|
|
|
Ask HN: Which CS topics should I study to be able to work with data efficiently?
|
|
2 points
by curious16
1015 days ago
|
|
Let me be clear upfront about what I mean by working with data. Generally working with data means that you have some form of data and you do some kind of analysis on it. Now once I have very clean structured data already available data analysis becomes easy. But what if I have data that is not clean in form of files or databases? Then I have to read the files, clean it up and structure it in data structures according to my need (is THIS called parsing?). I am talking about this preprocessing part. What CS or programming subjects should I study to become somewhat of an expert in data cleaning, preprocessing and structuring large amounts of files in batches?
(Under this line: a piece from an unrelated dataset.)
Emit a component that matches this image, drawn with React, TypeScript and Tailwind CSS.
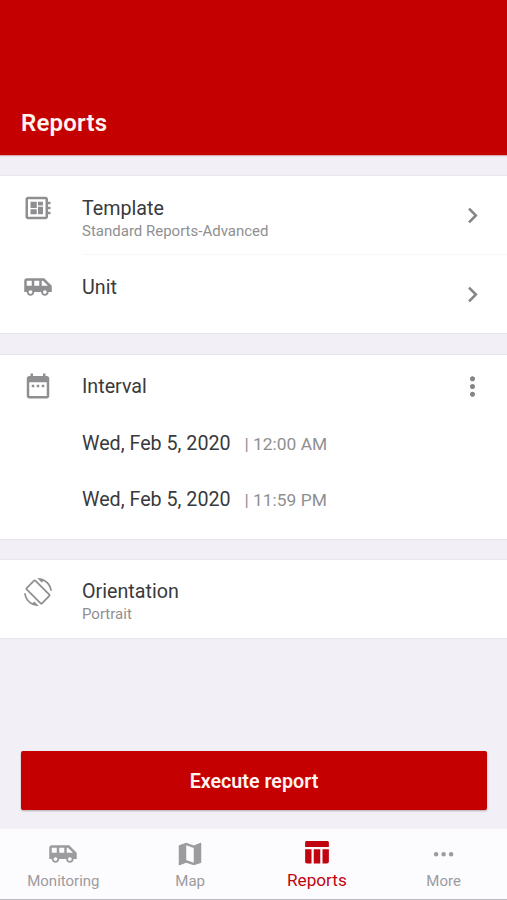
import type { ReactNode } from 'react';

function Icon({ d, className }: { d: string; className: string }) {
  return (
    <svg viewBox="0 0 24 24" fill="currentColor" className={className}>
      <path d={d} />
    </svg>
  );
}

const icons = {
  template:
    'M22 9V7h-2V5c0-1.1-.9-2-2-2H4c-1.1 0-2 .9-2 2v14c0 1.1.9 2 2 2h14c1.1 0 2-.9 2-2v-2h2v-2h-2v-2h2v-2h-2V9h2zm-4 10H4V5h14v14zM6 13h5v4H6zm6-6h4v3h-4zM6 7h5v5H6zm6 4h4v6h-4z',
  bus: 'M17 5H3a2 2 0 0 0-2 2v9h2c0 1.65 1.34 3 3 3s3-1.35 3-3h5.5c0 1.65 1.34 3 3 3s3-1.35 3-3H23v-5l-6-6zM3 11V7h4v4H3zm3 6.5c-.83 0-1.5-.67-1.5-1.5s.67-1.5 1.5-1.5 1.5.67 1.5 1.5-.67 1.5-1.5 1.5zm7-6.5H9V7h4v4zm4.5 6.5c-.83 0-1.5-.67-1.5-1.5s.67-1.5 1.5-1.5 1.5.67 1.5 1.5-.67 1.5-1.5 1.5zM15 11V7h1l4 4h-5z',
  calendar:
    'M9 11H7v2h2v-2zm4 0h-2v2h2v-2zm4 0h-2v2h2v-2zm2-7h-1V2h-2v2H8V2H6v2H5c-1.11 0-1.99.9-1.99 2L3 20c0 1.1.89 2 2 2h14c1.1 0 2-.9 2-2V6c0-1.1-.9-2-2-2zm0 16H5V9h14v11z',
  rotate:
    'M16.48 2.52c3.27 1.55 5.61 4.72 5.97 8.48h1.5C23.44 4.84 18.29 0 12 0l-.66.03 3.81 3.81 1.33-1.32zm-6.25-.77c-.59-.59-1.54-.59-2.12 0L1.75 8.11c-.59.59-.59 1.54 0 2.12l12.02 12.02c.59.59 1.54.59 2.12 0l6.36-6.36c.59-.59.59-1.54 0-2.12L10.23 1.75zm4.6 19.44L2.81 9.17l6.36-6.36 12.02 12.02-6.36 6.36zm-7.31.29C4.25 19.94 1.91 16.76 1.55 13H.05C.56 19.16 5.71 24 12 24l.66-.03-3.81-3.81-1.33 1.32z',
  map: 'M20.5 3l-.16.03L15 5.1 9 3 3.36 4.9c-.21.07-.36.25-.36.48V20.5c0 .28.22.5.5.5l.16-.03L9 18.9l6 2.1 5.64-1.9c.21-.07.36-.25.36-.48V3.5c0-.28-.22-.5-.5-.5zM15 19l-6-2.11V5l6 2.11V19z',
  reports:
    'M2.5 4.4c0-.7.5-1.2 1.2-1.2h16.6c.7 0 1.2.5 1.2 1.2V8h-19zM2.5 9.7h5.1v11.5H4.1c-.9 0-1.6-.7-1.6-1.6zM9.4 9.7h5.2v11.5H9.4zM16.4 9.7h5.1v9.9c0 .9-.7 1.6-1.6 1.6h-3.5z',
  more: 'M5.7 10.4a1.8 1.8 0 1 0 0 3.6 1.8 1.8 0 0 0 0-3.6zm6 0a1.8 1.8 0 1 0 0 3.6 1.8 1.8 0 0 0 0-3.6zm6 0a1.8 1.8 0 1 0 0 3.6 1.8 1.8 0 0 0 0-3.6z',
  chevron: 'M8.59 16.59L13.17 12 8.59 7.41 10 6l6 6-6 6z',
  dots: 'M12 8c1.1 0 2-.9 2-2s-.9-2-2-2-2 .9-2 2 .9 2 2 2zm0 2c-1.1 0-2 .9-2 2s.9 2 2 2 2-.9 2-2-.9-2-2-2zm0 6c-1.1 0-2 .9-2 2s.9 2 2 2 2-.9 2-2-.9-2-2-2z',
};

const tabs = [
  { label: 'Monitoring', icon: icons.bus },
  { label: 'Map', icon: icons.map },
  { label: 'Reports', icon: icons.reports, active: true },
  { label: 'More', icon: icons.more },
];

const dates = [
  { day: 'Wed, Feb 5, 2020', time: '12:00 AM' },
  { day: 'Wed, Feb 5, 2020', time: '11:59 PM' },
];

type RowProps = {
  icon: string;
  iconClass?: string;
  title: string;
  subtitle?: string;
  action?: ReactNode;
};

function Row({ icon, iconClass = 'size-[30px]', title, subtitle, action }: RowProps) {
  return (
    <div className="flex items-start">
      <div className="flex w-[75px] shrink-0 justify-center">
        <Icon d={icon} className={`${iconClass} text-[#8f8f92]`} />
      </div>
      <div className="flex-1 pt-[3px] pl-[7px]">
        <div className="text-[19.7px] leading-[26px] text-[#3a3a3c]">{title}</div>
        {subtitle && <div className="-mt-px text-[15px] leading-[20px] text-[#8f8f92]">{subtitle}</div>}
      </div>
      {action}
    </div>
  );
}

const chevron = <Icon d={icons.chevron} className="mt-[7px] mr-[19px] size-[31px] text-[#858587]" />;

export default function App() {
  return (
    <div className="flex h-[900px] w-[507px] flex-col overflow-hidden bg-[#f2eff6] font-['Roboto',sans-serif]">
      <header className="flex h-[155px] shrink-0 items-end bg-[#c40000] px-[21px] pb-[16px] shadow-[0_1px_1px_rgba(160,0,0,0.3)]">
        <h1 className="text-[24px] leading-[32px] font-semibold tracking-[0.2px] text-[#fff3f0]">Reports</h1>
      </header>

      <section className="mt-[21px] h-[157px] shrink-0 bg-white shadow-[0_0_1px_1px_#e9e6ed]">
        <div className="h-[79px] pt-[17px]">
          <Row icon={icons.template} title="Template" subtitle="Standard Reports-Advanced" action={chevron} />
        </div>
        <div className="ml-[82px] h-px bg-[#f7f7f8] -mt-px" />
        <div className="pt-[17px]">
          <Row icon={icons.bus} title="Unit" action={chevron} />
        </div>
      </section>

      <section className="mt-[22px] h-[184px] shrink-0 bg-white pt-4 shadow-[0_0_1px_1px_#e9e6ed]">
        <Row
          icon={icons.calendar}
          title="Interval"
          action={<Icon d={icons.dots} className="mr-[19px] size-[31px] text-[#858587]" />}
        />
        <div className="flex flex-col gap-[30px] pt-[29px] pl-[82px]">
          {dates.map((d) => (
            <div key={d.time} className="flex h-[26px] items-baseline leading-[26px]">
              <span className="w-[162.5px] text-[19.7px] text-[#3a3a3c]">{d.day}</span>
              <span className="text-[17.4px] text-[#8f8f92]">| {d.time}</span>
            </div>
          ))}
        </div>
      </section>

      <section className="mt-[21px] h-[78px] shrink-0 bg-white pt-[16px] shadow-[0_0_1px_1px_#e9e6ed]">
        <Row icon={icons.rotate} iconClass="mt-[2px] size-[28px]" title="Orientation" subtitle="Portrait" />
      </section>

      <div className="mt-auto pr-[20px] pb-[19px] pl-[21px]">
        <button className="h-[59px] w-full rounded-[2px] bg-[#c40000] pt-[3px] text-[19.7px] font-semibold text-[#fff3f0] shadow-[0_1px_2px_rgba(90,60,80,0.4)]">
          Execute report
        </button>
      </div>

      <nav className="grid h-[71px] shrink-0 grid-cols-4 border-b border-[#bdbcc0] bg-[#fcfbfd]">
        {tabs.map((tab) => (
          <div
            key={tab.label}
            className={
              tab.active
                ? 'flex flex-col items-center pt-[8px] text-[#c00510]'
                : 'flex flex-col items-center pt-[10px] text-[#9c9c9f]'
            }
          >
            <Icon d={tab.icon} className="size-[30px]" />
            <span className={tab.active ? 'text-[17.2px] leading-[26px]' : 'text-[15px] leading-[25px]'}>
              {tab.label}
            </span>
          </div>
        ))}
      </nav>
    </div>
  );
}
I am also interested in the second part of the pipeline where I analyse the data and produce output both in terms of good visualisations and output data to be stored in files. Any books/courses or any other types of resource pointers will be appreciated. P.S.: Files can be anything. They are just streams of bytes. Images, audio, video, text, csv. |
|
There’s probably useful free data sets out on the internet. Learning python is useful.
I know AWS has a heap of services catering to data pipe lines.. maybe see if there’s a free tier on anything.
The fixing of bad data I’ve most commonly heard of as “data cleansing” or “data scrubbing”.